··· Material ···

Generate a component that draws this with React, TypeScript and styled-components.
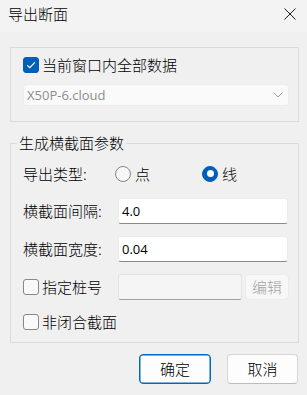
import React from "react";
import styled, { createGlobalStyle } from "styled-components";

const Global = createGlobalStyle`
  html, body { margin: 0; padding: 0; background: #f0f0f0; }
  body {
    font-family: "Noto Sans CJK SC", "Noto Sans", sans-serif;
    font-weight: 300;
    color: #1a1a1a;
    -webkit-font-smoothing: antialiased;
  }
  * { box-sizing: border-box; }
  button { font-weight: 300; }
`;

const Dialog = styled.div`
  width: 307px;
  height: 395px;
  background: #f0f0f0;
  display: flex;
  flex-direction: column;
`;

const TitleBar = styled.div`
  height: 32px;
  padding: 0 11px 4px 8px;
  background: #f3f3f3;
  display: flex;
  align-items: center;
  justify-content: space-between;
`;

const Title = styled.span`
  font-size: 15px;
  line-height: 20px;
  color: #000;
`;

const CloseBtn = styled.button`
  width: 12px;
  height: 12px;
  padding: 0;
  border: none;
  background: transparent;
  display: flex;
`;

const Body = styled.div`
  padding: 0 8px 0 10px;
  display: flex;
  flex-direction: column;
`;

const GroupBox = styled.div`
  margin-top: 15px;
  border: 1px solid #dadada;
  padding: 7px 9px 15px 12px;
  display: flex;
  flex-direction: column;
  gap: 9px;
`;

const FieldSet = styled.fieldset`
  margin: 11px 0 0 0;
  border: 1px solid #dadada;
  padding: 0 9px 10px 12px;
  min-width: 0;
`;

const Legend = styled.legend`
  font-size: 15px;
  line-height: 20px;
  padding: 0 2px;
  margin-left: -6px;
  color: #000;
`;

const Form = styled.div`
  margin-top: 8px;
  display: flex;
  flex-direction: column;
  gap: 12px;
`;

const Row = styled.div<{ $h?: number }>`
  height: ${(p) => p.$h ?? 26}px;
  display: flex;
  align-items: center;
`;

const Label = styled.span<{ $w: number }>`
  width: ${(p) => p.$w}px;
  flex: none;
  font-size: 15px;
  line-height: 20px;
  color: #000;
  white-space: nowrap;
`;

const CheckLabel = styled.label<{ $w?: number }>`
  display: flex;
  align-items: center;
  gap: 3px;
  font-size: 15px;
  line-height: 20px;
  color: #000;
  ${(p) => (p.$w ? `width: ${p.$w}px; flex: none;` : "")}
`;

const Box = styled.span<{ $checked?: boolean }>`
  width: 16px;
  height: 16px;
  border-radius: 3px;
  flex: none;
  display: flex;
  align-items: center;
  justify-content: center;
  background: ${(p) => (p.$checked ? "#005fb8" : "#f9f9f9")};
  border: 1px solid ${(p) => (p.$checked ? "#005fb8" : "#878787")};
`;

const Combo = styled.div`
  height: 22px;
  background: #fafafa;
  border: 1px solid #ececec;
  border-radius: 3px;
  display: flex;
  align-items: center;
  justify-content: space-between;
  padding: 0 5px 0 3px;
  font-family: "Open Sans", "Noto Sans", sans-serif;
  font-weight: 400;
  font-size: 13px;
  color: #8c8c8c;
`;

const RadioOption = styled.label<{ $w?: number }>`
  display: flex;
  align-items: center;
  gap: 4px;
  font-size: 15px;
  line-height: 20px;
  color: #000;
  ${(p) => (p.$w ? `width: ${p.$w}px; flex: none;` : "")}
`;

const RadioDot = styled.span<{ $checked?: boolean }>`
  width: 16px;
  height: 16px;
  border-radius: 50%;
  flex: none;
  display: flex;
  align-items: center;
  justify-content: center;
  background: ${(p) => (p.$checked ? "#005fb8" : "#f7f7f7")};
  border: 1px solid ${(p) => (p.$checked ? "#005fb8" : "#858585")};
  &::after {
    content: "";
    display: ${(p) => (p.$checked ? "block" : "none")};
    width: 7px;
    height: 7px;
    border-radius: 50%;
    background: #fff;
  }
`;

const Input = styled.div<{ $w: number; $disabled?: boolean }>`
  width: ${(p) => p.$w}px;
  height: 26px;
  flex: none;
  background: ${(p) => (p.$disabled ? "#f5f5f5" : "#fff")};
  border: 1px solid ${(p) => (p.$disabled ? "#e3e3e3" : "#ececec")};
  border-bottom-color: ${(p) => (p.$disabled ? "#a0a0a0" : "#8a8a8a")};
  border-radius: 3px;
  display: flex;
  align-items: center;
  padding: 0 3px 1px;
  font-family: "Open Sans", "Noto Sans", sans-serif;
  font-weight: 400;
  font-size: 13px;
  color: #000;
`;

const EditBtn = styled.button`
  margin-left: 3px;
  width: 49px;
  height: 26px;
  border: 1px solid #ebebeb;
  border-radius: 4px;
  background: #f7f7f7;
  font-family: "Noto Sans CJK SC", sans-serif;
  font-size: 15px;
  line-height: 20px;
  color: #a3a3a3;
  padding: 0;
`;

const Footer = styled.div`
  margin-top: 11px;
  display: flex;
  justify-content: flex-end;
  gap: 16px;
  padding-right: 1px;
`;

const DlgButton = styled.button<{ $primary?: boolean; $w: number }>`
  width: ${(p) => p.$w}px;
  height: 30px;
  padding: 0;
  border-radius: 4px;
  background: #fdfdfd;
  border: 1px solid ${(p) => (p.$primary ? "#0067c0" : "#d5d5d5")};
  border-bottom-color: ${(p) => (p.$primary ? "#0067c0" : "#bdbdbd")};
  ${(p) => (p.$primary ? "box-shadow: inset 0 0 0 0.5px #0067c0;" : "")}
  font-family: "Noto Sans CJK SC", sans-serif;
  font-size: 15px;
  line-height: 20px;
  color: #000;
`;

const Check = () => (
  <svg width="10" height="8" viewBox="0 0 10 8">
    <path d="M1.2 4.2 L3.8 6.6 L8.8 1.4" fill="none" stroke="#fff" strokeWidth="1.2" />
  </svg>
);

export default function App() {
  return (
    <>
      <Global />
      <Dialog>
        <TitleBar>
          <Title>导出断面</Title>
          <CloseBtn aria-label="关闭">
            <svg width="12" height="12" viewBox="0 0 12 12">
              <path d="M0.5 0.5 L11.5 11.5 M11.5 0.5 L0.5 11.5" stroke="#1a1a1a" strokeWidth="1" />
            </svg>
          </CloseBtn>
        </TitleBar>
        <Body>
          <GroupBox>
            <Row $h={20}>
              <CheckLabel>
                <Box $checked>
                  <Check />
                </Box>
                当前窗口内全部数据
              </CheckLabel>
            </Row>
            <Combo>
              <span>X50P-6.cloud</span>
              <svg width="10" height="6" viewBox="0 0 10 6">
                <path d="M0.5 0.5 L5 5 L9.5 0.5" fill="none" stroke="#a0a0a0" strokeWidth="1" />
              </svg>
            </Combo>
          </GroupBox>
          <FieldSet>
            <Legend>生成横截面参数</Legend>
            <Form>
              <Row $h={25}>
                <Label $w={92}>导出类型:</Label>
                <RadioOption $w={87}>
                  <RadioDot />点
                </RadioOption>
                <RadioOption>
                  <RadioDot $checked />线
                </RadioOption>
              </Row>
              <Row>
                <Label $w={95}>横截面间隔:</Label>
                <Input $w={170}>4.0</Input>
              </Row>
              <Row>
                <Label $w={95}>横截面宽度:</Label>
                <Input $w={170}>0.04</Input>
              </Row>
              <Row>
                <CheckLabel $w={95}>
                  <Box />
                  指定桩号
                </CheckLabel>
                <Input $w={124} $disabled />
                <EditBtn disabled>编辑</EditBtn>
              </Row>
              <Row $h={20}>
                <CheckLabel>
                  <Box />
                  非闭合截面
                </CheckLabel>
              </Row>
            </Form>
          </FieldSet>
          <Footer>
            <DlgButton $primary $w={72}>确定</DlgButton>
            <DlgButton $w={71}>取消</DlgButton>
          </Footer>
        </Body>
      </Dialog>
    </>
  );
}
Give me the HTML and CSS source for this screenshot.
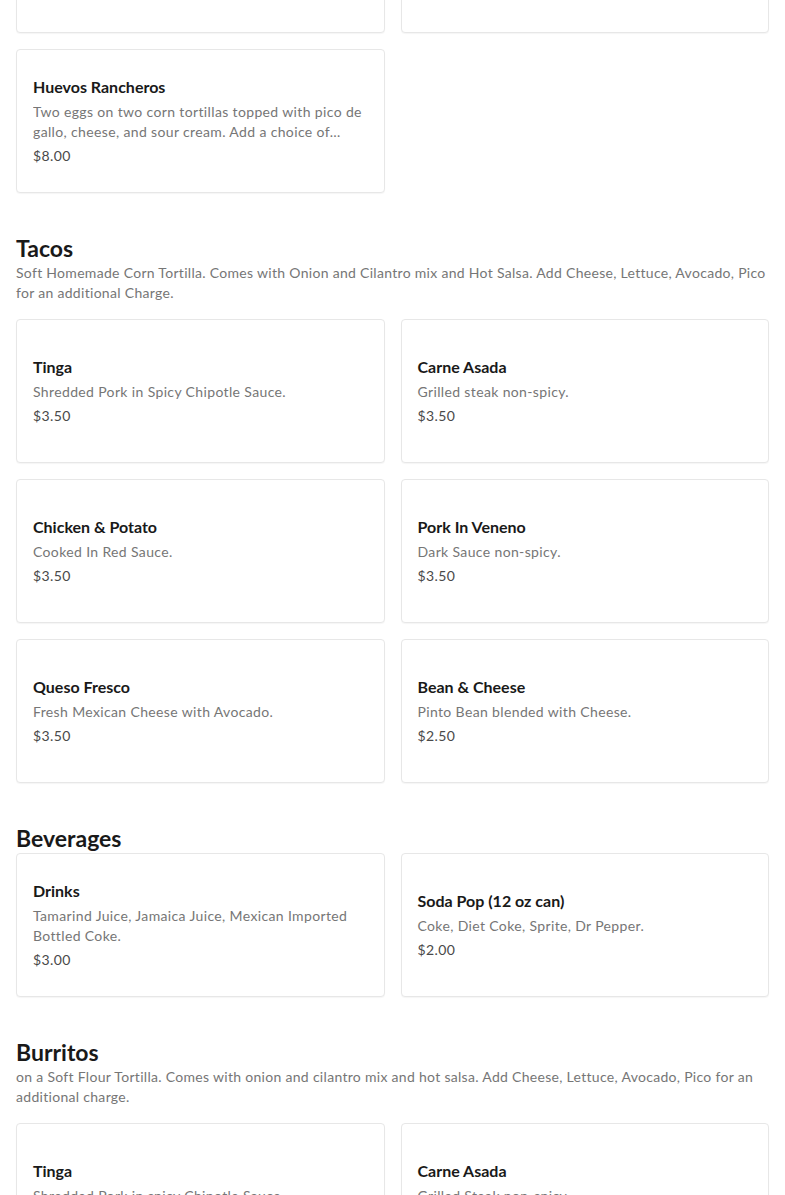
FILE: index.html
```html
<!DOCTYPE html>
<html lang="en">
<head>
<meta charset="utf-8">
<title>Menu</title>
<link rel="stylesheet" href="styles.css">
</head>
<body>
<main class="menu">
  <section class="section section-first">
    <div class="grid">
      <div class="card"><div class="card-body"><h3 class="item-title">Breakfast Burrito</h3><p class="item-desc">Eggs, potato, and cheese in a flour tortilla.</p><p class="item-price">$8.00</p></div></div>
      <div class="card"><div class="card-body"><h3 class="item-title">Chilaquiles</h3><p class="item-desc">Corn tortilla chips in red or green sauce.</p><p class="item-price">$8.00</p></div></div>
      <div class="card"><div class="card-body"><h3 class="item-title">Huevos Rancheros</h3><p class="item-desc clamp">Two eggs on two corn tortillas topped with pico de gallo, cheese, and sour cream. Add a choice of chorizo, ham, or bacon.</p><p class="item-price">$8.00</p></div></div>
    </div>
  </section>

  <section class="section">
    <h2 class="section-title">Tacos</h2>
    <p class="section-desc">Soft Homemade Corn Tortilla. Comes with Onion and Cilantro mix and Hot Salsa. Add Cheese, Lettuce, Avocado, Pico for an additional Charge.</p>
    <div class="grid">
      <div class="card"><div class="card-body"><h3 class="item-title">Tinga</h3><p class="item-desc">Shredded Pork in Spicy Chipotle Sauce.</p><p class="item-price">$3.50</p></div></div>
      <div class="card"><div class="card-body"><h3 class="item-title">Carne Asada</h3><p class="item-desc">Grilled steak non-spicy.</p><p class="item-price">$3.50</p></div></div>
      <div class="card"><div class="card-body"><h3 class="item-title">Chicken &amp; Potato</h3><p class="item-desc">Cooked In Red Sauce.</p><p class="item-price">$3.50</p></div></div>
      <div class="card"><div class="card-body"><h3 class="item-title">Pork In Veneno</h3><p class="item-desc">Dark Sauce non-spicy.</p><p class="item-price">$3.50</p></div></div>
      <div class="card"><div class="card-body"><h3 class="item-title">Queso Fresco</h3><p class="item-desc">Fresh Mexican Cheese with Avocado.</p><p class="item-price">$3.50</p></div></div>
      <div class="card"><div class="card-body"><h3 class="item-title">Bean &amp; Cheese</h3><p class="item-desc">Pinto Bean blended with Cheese.</p><p class="item-price">$2.50</p></div></div>
    </div>
  </section>

  <section class="section">
    <h2 class="section-title">Beverages</h2>
    <div class="grid">
      <div class="card"><div class="card-body"><h3 class="item-title">Drinks</h3><p class="item-desc">Tamarind Juice, Jamaica Juice, Mexican Imported Bottled Coke.</p><p class="item-price">$3.00</p></div></div>
      <div class="card"><div class="card-body"><h3 class="item-title">Soda Pop (12 oz can)</h3><p class="item-desc">Coke, Diet Coke, Sprite, Dr Pepper.</p><p class="item-price">$2.00</p></div></div>
    </div>
  </section>

  <section class="section">
    <h2 class="section-title">Burritos</h2>
    <p class="section-desc">on a Soft Flour Tortilla. Comes with onion and cilantro mix and hot salsa. Add Cheese, Lettuce, Avocado, Pico for an additional charge.</p>
    <div class="grid">
      <div class="card"><div class="card-body"><h3 class="item-title">Tinga</h3><p class="item-desc">Shredded Pork in spicy Chipotle Sauce.</p><p class="item-price">$9.00</p></div></div>
      <div class="card"><div class="card-body"><h3 class="item-title">Carne Asada</h3><p class="item-desc">Grilled Steak non-spicy.</p><p class="item-price">$9.00</p></div></div>
    </div>
  </section>
</main>
</body>
</html>
```

FILE: styles.css
```css
* { box-sizing: border-box; }
html, body { margin: 0; padding: 0; background: #ffffff; }
body {
  font-family: "Lato", "Liberation Sans", sans-serif;
  color: #191919;
  overflow: hidden;
}
.menu {
  padding: 0 16px;
}
.section {
  margin-top: 41px;
}
.section-first {
  margin-top: -111px;
}
.section-title {
  margin: 0 0 1px;
  font-size: 23px;
  line-height: 28px;
  font-weight: 700;
  color: #191919;
}
.section-desc {
  margin: 0 0 16px;
  font-size: 14px;
  line-height: 20px;
  color: #767676;
  letter-spacing: 0.3px;
}
.grid {
  display: grid;
  grid-template-columns: 1fr 1fr;
  gap: 16px;
}
.card {
  border: 1px solid #e7e7e7;
  border-radius: 4px;
  box-shadow: 0 1px 1px rgba(0,0,0,0.04);
  height: 144px;
  display: flex;
  align-items: center;
  padding: 0 16px;
  background: #fff;
}
.card-body { width: 100%; }
.item-title {
  margin: 0;
  font-size: 16px;
  line-height: 24px;
  font-weight: 700;
  color: #191919;
  position: relative;
  top: -1px;
}
.item-desc {
  margin: 2px 0 0;
  font-size: 14px;
  line-height: 20px;
  color: #767676;
  letter-spacing: 0.36px;
}
.clamp {
  display: -webkit-box;
  -webkit-line-clamp: 2;
  -webkit-box-orient: vertical;
  overflow: hidden;
}
.item-price {
  margin: 4px 0 0;
  font-size: 14px;
  line-height: 20px;
  color: #494949;
  letter-spacing: 0.4px;
}
```
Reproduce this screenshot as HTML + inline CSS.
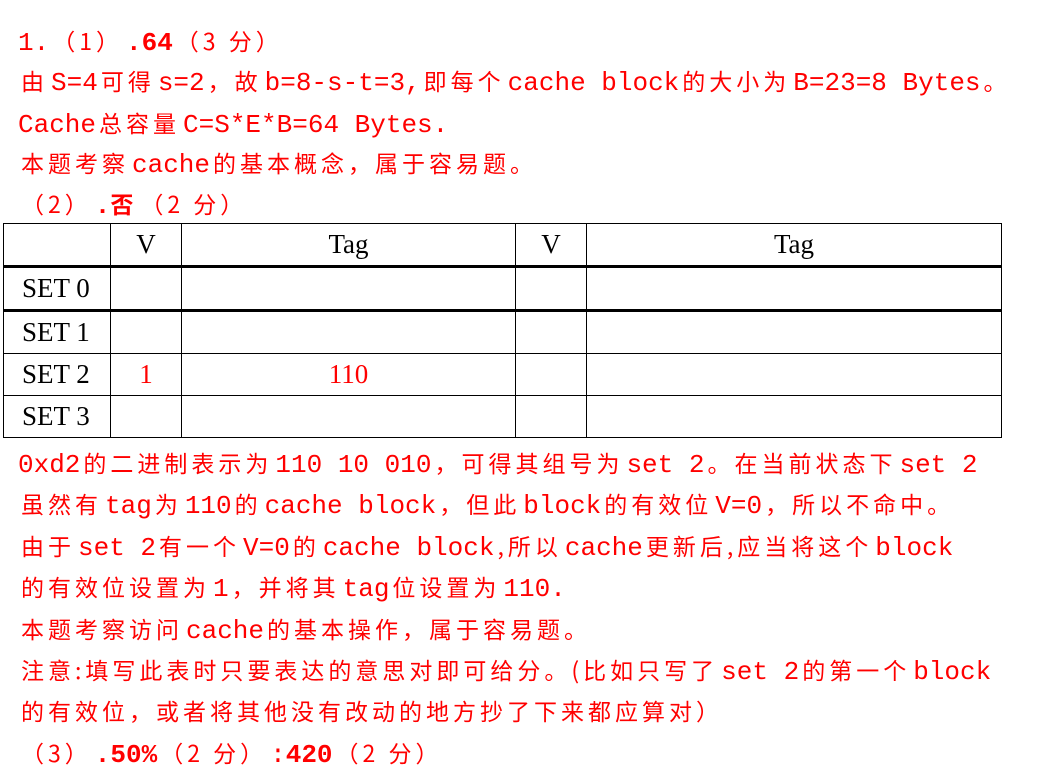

···

* [Instructions to follow]: From the entries, copy out each line containing the word "this".

* [Output of the exercise]:
Generate a component that draws this with React, TypeScript and styled-components.
Give me the HTML and CSS source for this screenshot.
Reproduce this screenshot as HTML + inline CSS.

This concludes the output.